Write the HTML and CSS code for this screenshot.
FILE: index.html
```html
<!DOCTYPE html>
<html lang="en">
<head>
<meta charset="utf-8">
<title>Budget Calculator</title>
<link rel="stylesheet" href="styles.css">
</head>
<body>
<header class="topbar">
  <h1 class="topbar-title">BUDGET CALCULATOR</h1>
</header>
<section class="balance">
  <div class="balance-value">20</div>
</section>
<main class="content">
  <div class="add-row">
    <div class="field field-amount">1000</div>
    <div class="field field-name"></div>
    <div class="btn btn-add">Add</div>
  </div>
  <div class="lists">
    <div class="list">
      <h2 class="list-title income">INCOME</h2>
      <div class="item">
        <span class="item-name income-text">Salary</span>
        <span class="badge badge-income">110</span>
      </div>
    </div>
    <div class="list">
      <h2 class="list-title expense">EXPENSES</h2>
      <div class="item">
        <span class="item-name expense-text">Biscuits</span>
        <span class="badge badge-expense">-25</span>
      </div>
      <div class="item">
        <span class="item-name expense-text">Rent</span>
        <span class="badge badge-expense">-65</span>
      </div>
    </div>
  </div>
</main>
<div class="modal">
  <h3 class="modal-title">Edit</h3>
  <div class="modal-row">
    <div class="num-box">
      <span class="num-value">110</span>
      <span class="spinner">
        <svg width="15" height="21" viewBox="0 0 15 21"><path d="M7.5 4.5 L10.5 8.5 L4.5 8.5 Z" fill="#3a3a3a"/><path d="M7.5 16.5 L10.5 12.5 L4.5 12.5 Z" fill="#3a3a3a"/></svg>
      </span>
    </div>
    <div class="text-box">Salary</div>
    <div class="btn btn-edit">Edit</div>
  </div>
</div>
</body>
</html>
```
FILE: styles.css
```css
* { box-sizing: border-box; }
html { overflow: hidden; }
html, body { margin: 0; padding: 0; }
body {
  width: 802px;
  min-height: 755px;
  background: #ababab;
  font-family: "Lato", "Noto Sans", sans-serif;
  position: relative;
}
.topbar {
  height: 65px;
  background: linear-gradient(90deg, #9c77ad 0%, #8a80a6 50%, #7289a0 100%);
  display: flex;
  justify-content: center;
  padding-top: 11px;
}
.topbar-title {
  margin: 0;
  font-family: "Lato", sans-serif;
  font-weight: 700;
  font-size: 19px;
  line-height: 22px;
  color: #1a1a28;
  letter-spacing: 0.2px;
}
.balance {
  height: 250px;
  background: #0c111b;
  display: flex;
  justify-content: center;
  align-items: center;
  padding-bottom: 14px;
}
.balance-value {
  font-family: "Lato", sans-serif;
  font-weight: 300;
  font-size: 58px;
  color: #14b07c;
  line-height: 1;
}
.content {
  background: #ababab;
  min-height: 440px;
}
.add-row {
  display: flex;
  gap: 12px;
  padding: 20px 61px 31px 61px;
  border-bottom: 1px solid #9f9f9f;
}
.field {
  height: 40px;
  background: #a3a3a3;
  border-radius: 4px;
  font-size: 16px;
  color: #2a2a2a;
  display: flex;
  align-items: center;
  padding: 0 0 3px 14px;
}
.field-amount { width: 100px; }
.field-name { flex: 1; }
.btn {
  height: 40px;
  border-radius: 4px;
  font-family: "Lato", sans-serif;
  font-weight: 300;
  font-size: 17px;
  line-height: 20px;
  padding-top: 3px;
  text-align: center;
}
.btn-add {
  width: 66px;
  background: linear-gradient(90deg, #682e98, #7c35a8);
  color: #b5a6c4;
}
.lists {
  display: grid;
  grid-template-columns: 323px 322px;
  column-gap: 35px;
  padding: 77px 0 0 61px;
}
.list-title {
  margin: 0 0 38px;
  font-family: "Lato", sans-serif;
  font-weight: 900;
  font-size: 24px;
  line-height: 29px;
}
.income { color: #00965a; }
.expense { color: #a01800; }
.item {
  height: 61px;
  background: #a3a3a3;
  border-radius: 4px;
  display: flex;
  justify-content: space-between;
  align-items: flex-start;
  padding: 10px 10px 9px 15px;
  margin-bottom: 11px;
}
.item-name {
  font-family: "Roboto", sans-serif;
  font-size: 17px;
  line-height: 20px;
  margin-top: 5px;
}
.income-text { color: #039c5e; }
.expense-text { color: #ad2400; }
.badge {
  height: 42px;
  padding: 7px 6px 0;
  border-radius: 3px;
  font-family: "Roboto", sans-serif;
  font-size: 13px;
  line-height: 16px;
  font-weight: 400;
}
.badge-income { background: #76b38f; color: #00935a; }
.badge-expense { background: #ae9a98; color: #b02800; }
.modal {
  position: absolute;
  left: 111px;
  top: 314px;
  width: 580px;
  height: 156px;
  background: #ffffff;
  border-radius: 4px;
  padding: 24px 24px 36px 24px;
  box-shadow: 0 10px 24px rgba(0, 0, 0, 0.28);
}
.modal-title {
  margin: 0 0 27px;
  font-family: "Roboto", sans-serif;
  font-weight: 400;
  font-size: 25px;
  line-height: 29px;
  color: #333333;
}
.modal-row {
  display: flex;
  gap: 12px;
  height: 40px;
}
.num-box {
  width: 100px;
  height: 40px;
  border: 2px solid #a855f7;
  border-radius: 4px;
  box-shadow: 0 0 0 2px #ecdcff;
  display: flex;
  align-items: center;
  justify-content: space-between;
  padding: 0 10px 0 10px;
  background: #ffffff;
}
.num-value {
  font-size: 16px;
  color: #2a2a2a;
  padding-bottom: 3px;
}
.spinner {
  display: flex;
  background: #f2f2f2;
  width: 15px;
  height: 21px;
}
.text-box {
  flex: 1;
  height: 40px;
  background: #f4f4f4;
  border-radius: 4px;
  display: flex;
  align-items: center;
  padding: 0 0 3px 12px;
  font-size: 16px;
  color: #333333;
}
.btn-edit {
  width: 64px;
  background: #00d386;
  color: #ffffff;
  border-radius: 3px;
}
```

____

Write the material out exactly, with nothing left out.

● **Result of this task**
Write the HTML and CSS code for this screenshot.
FILE: index.html
```html
<!DOCTYPE html>
<html lang="en">
<head>
<meta charset="utf-8">
<title>Budget Calculator</title>
<link rel="stylesheet" href="styles.css">
</head>
<body>
<header class="topbar">
  <h1 class="topbar-title">BUDGET CALCULATOR</h1>
</header>
<section class="balance">
  <div class="balance-value">20</div>
</section>
<main class="content">
  <div class="add-row">
    <div class="field field-amount">1000</div>
    <div class="field field-name"></div>
    <div class="btn btn-add">Add</div>
  </div>
  <div class="lists">
    <div class="list">
      <h2 class="list-title income">INCOME</h2>
      <div class="item">
        <span class="item-name income-text">Salary</span>
        <span class="badge badge-income">110</span>
      </div>
    </div>
    <div class="list">
      <h2 class="list-title expense">EXPENSES</h2>
      <div class="item">
        <span class="item-name expense-text">Biscuits</span>
        <span class="badge badge-expense">-25</span>
      </div>
      <div class="item">
        <span class="item-name expense-text">Rent</span>
        <span class="badge badge-expense">-65</span>
      </div>
    </div>
  </div>
</main>
<div class="modal">
  <h3 class="modal-title">Edit</h3>
  <div class="modal-row">
    <div class="num-box">
      <span class="num-value">110</span>
      <span class="spinner">
        <svg width="15" height="21" viewBox="0 0 15 21"><path d="M7.5 4.5 L10.5 8.5 L4.5 8.5 Z" fill="#3a3a3a"/><path d="M7.5 16.5 L10.5 12.5 L4.5 12.5 Z" fill="#3a3a3a"/></svg>
      </span>
    </div>
    <div class="text-box">Salary</div>
    <div class="btn btn-edit">Edit</div>
  </div>
</div>
</body>
</html>
```
FILE: styles.css
```css
* { box-sizing: border-box; }
html { overflow: hidden; }
html, body { margin: 0; padding: 0; }
body {
  width: 802px;
  min-height: 755px;
  background: #ababab;
  font-family: "Lato", "Noto Sans", sans-serif;
  position: relative;
}
.topbar {
  height: 65px;
  background: linear-gradient(90deg, #9c77ad 0%, #8a80a6 50%, #7289a0 100%);
  display: flex;
  justify-content: center;
  padding-top: 11px;
}
.topbar-title {
  margin: 0;
  font-family: "Lato", sans-serif;
  font-weight: 700;
  font-size: 19px;
  line-height: 22px;
  color: #1a1a28;
  letter-spacing: 0.2px;
}
.balance {
  height: 250px;
  background: #0c111b;
  display: flex;
  justify-content: center;
  align-items: center;
  padding-bottom: 14px;
}
.balance-value {
  font-family: "Lato", sans-serif;
  font-weight: 300;
  font-size: 58px;
  color: #14b07c;
  line-height: 1;
}
.content {
  background: #ababab;
  min-height: 440px;
}
.add-row {
  display: flex;
  gap: 12px;
  padding: 20px 61px 31px 61px;
  border-bottom: 1px solid #9f9f9f;
}
.field {
  height: 40px;
  background: #a3a3a3;
  border-radius: 4px;
  font-size: 16px;
  color: #2a2a2a;
  display: flex;
  align-items: center;
  padding: 0 0 3px 14px;
}
.field-amount { width: 100px; }
.field-name { flex: 1; }
.btn {
  height: 40px;
  border-radius: 4px;
  font-family: "Lato", sans-serif;
  font-weight: 300;
  font-size: 17px;
  line-height: 20px;
  padding-top: 3px;
  text-align: center;
}
.btn-add {
  width: 66px;
  background: linear-gradient(90deg, #682e98, #7c35a8);
  color: #b5a6c4;
}
.lists {
  display: grid;
  grid-template-columns: 323px 322px;
  column-gap: 35px;
  padding: 77px 0 0 61px;
}
.list-title {
  margin: 0 0 38px;
  font-family: "Lato", sans-serif;
  font-weight: 900;
  font-size: 24px;
  line-height: 29px;
}
.income { color: #00965a; }
.expense { color: #a01800; }
.item {
  height: 61px;
  background: #a3a3a3;
  border-radius: 4px;
  display: flex;
  justify-content: space-between;
  align-items: flex-start;
  padding: 10px 10px 9px 15px;
  margin-bottom: 11px;
}
.item-name {
  font-family: "Roboto", sans-serif;
  font-size: 17px;
  line-height: 20px;
  margin-top: 5px;
}
.income-text { color: #039c5e; }
.expense-text { color: #ad2400; }
.badge {
  height: 42px;
  padding: 7px 6px 0;
  border-radius: 3px;
  font-family: "Roboto", sans-serif;
  font-size: 13px;
  line-height: 16px;
  font-weight: 400;
}
.badge-income { background: #76b38f; color: #00935a; }
.badge-expense { background: #ae9a98; color: #b02800; }
.modal {
  position: absolute;
  left: 111px;
  top: 314px;
  width: 580px;
  height: 156px;
  background: #ffffff;
  border-radius: 4px;
  padding: 24px 24px 36px 24px;
  box-shadow: 0 10px 24px rgba(0, 0, 0, 0.28);
}
.modal-title {
  margin: 0 0 27px;
  font-family: "Roboto", sans-serif;
  font-weight: 400;
  font-size: 25px;
  line-height: 29px;
  color: #333333;
}
.modal-row {
  display: flex;
  gap: 12px;
  height: 40px;
}
.num-box {
  width: 100px;
  height: 40px;
  border: 2px solid #a855f7;
  border-radius: 4px;
  box-shadow: 0 0 0 2px #ecdcff;
  display: flex;
  align-items: center;
  justify-content: space-between;
  padding: 0 10px 0 10px;
  background: #ffffff;
}
.num-value {
  font-size: 16px;
  color: #2a2a2a;
  padding-bottom: 3px;
}
.spinner {
  display: flex;
  background: #f2f2f2;
  width: 15px;
  height: 21px;
}
.text-box {
  flex: 1;
  height: 40px;
  background: #f4f4f4;
  border-radius: 4px;
  display: flex;
  align-items: center;
  padding: 0 0 3px 12px;
  font-size: 16px;
  color: #333333;
}
.btn-edit {
  width: 64px;
  background: #00d386;
  color: #ffffff;
  border-radius: 3px;
}
```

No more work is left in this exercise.